The game China has played with globalisation up to now has been logical and, if we consider how brutally its own markets were torn open in the 19th century, karmic. 
It has protected its own industries and consumer sector behind a string of unofficial barriers, and with a slew of soft loans and politicised investments that a regular capitalist government could never get away with.
Above all, it used the Great Firewall, which western companies initially accepted as part of the political setup, as a protective economic barrier behind which it could create global-scale tech and internet companies. 
But China’s intended next steps in shaping its domestic market will take this principle a whole lot further.
Sesame Credit, a credit-scoring agency setup by Alibaba and Tencent, is designed to make Orwellian self-surveillance a reality. 
As well as creditworthiness, it measures political loyalty – based on user data gathered by China’s two biggest internet companies. 
People with low scores won’t get job offers, loans or high-speed internet; people who network with people with low scores will also get downgraded. 
The project, which is awaiting regulatory approval, has been decried as a mass surveillance tool
But it is nothing compared to what China is planning with artificial intelligence
Last month, the Chinese state issued a strategy designed to achieve global leadership in AI by 2030. As part of the plan, the private sector is ordered routinely to share its user data with the state. 

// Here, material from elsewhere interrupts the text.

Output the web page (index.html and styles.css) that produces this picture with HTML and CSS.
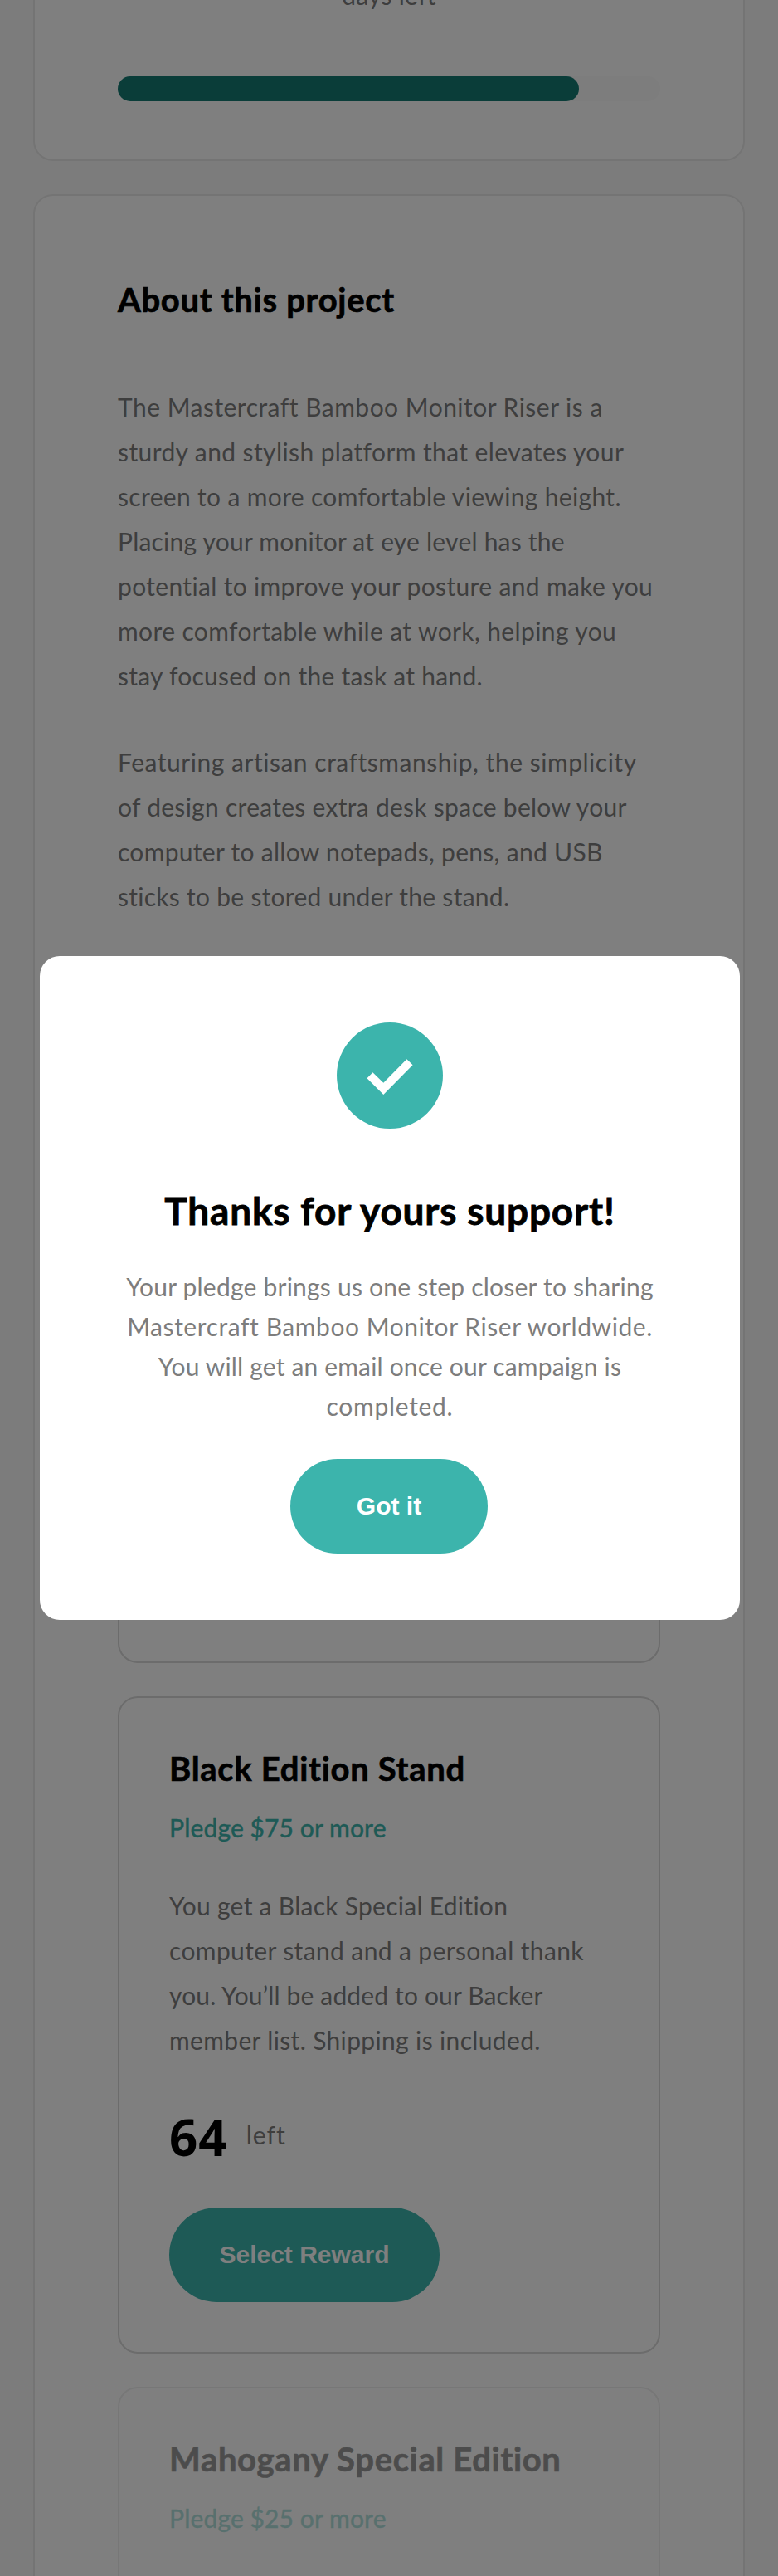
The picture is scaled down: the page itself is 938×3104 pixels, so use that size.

This puts China in the unique position among major powers of having no formal barriers to state exploitation of private commercial data. 
If it succeeds, China will create a consumer market whose customer data is completely interpenetrated with state surveillance mechanisms, and a population whose behaviour can be predicted right down to their choice of underwear.
In these circumstances it is right to ask: what is left of the idea of a global marketplace? 
The Shanghai branch of Victoria’s Secret will look like any other branch in the world – but it will be selling into a marketplace whose dynamics it cannot properly see, in which its customer data is not protected from the state, and where every purchase, every search inside its online store is recorded, as of right, by the government – as with any business operating in China.
Ten years ago, it was only corporations such as Google who had to decide whether they could ethically continue operating in markets distorted by state surveillance. 
Today that dilemma is beginning to confront the most basic, physical consumer brands trying to operate in China – and, as mass surveillance technology is deployed, it will get worse.
On the internet, there is already Balkanisation; there is the Chinese tech market and the rest of the world. 
Soon, right down to issues such as choice of styles or colours in fashion, global companies will be selling into two kinds of market. 
In one, consumers really do exercise choice, and consumer data is for the use of the seller only; in another, China, every micro-level consumer choice is scanned by the mass surveillance programmes in case it signals disloyalty.
Victoria’s Secret clearly blundered into an issue it could not anticipate, but the experience should prompt all businesses operating in China to ask the question: with every sale I make, am I now providing a repressive state with the means to keep my customers under surveillance?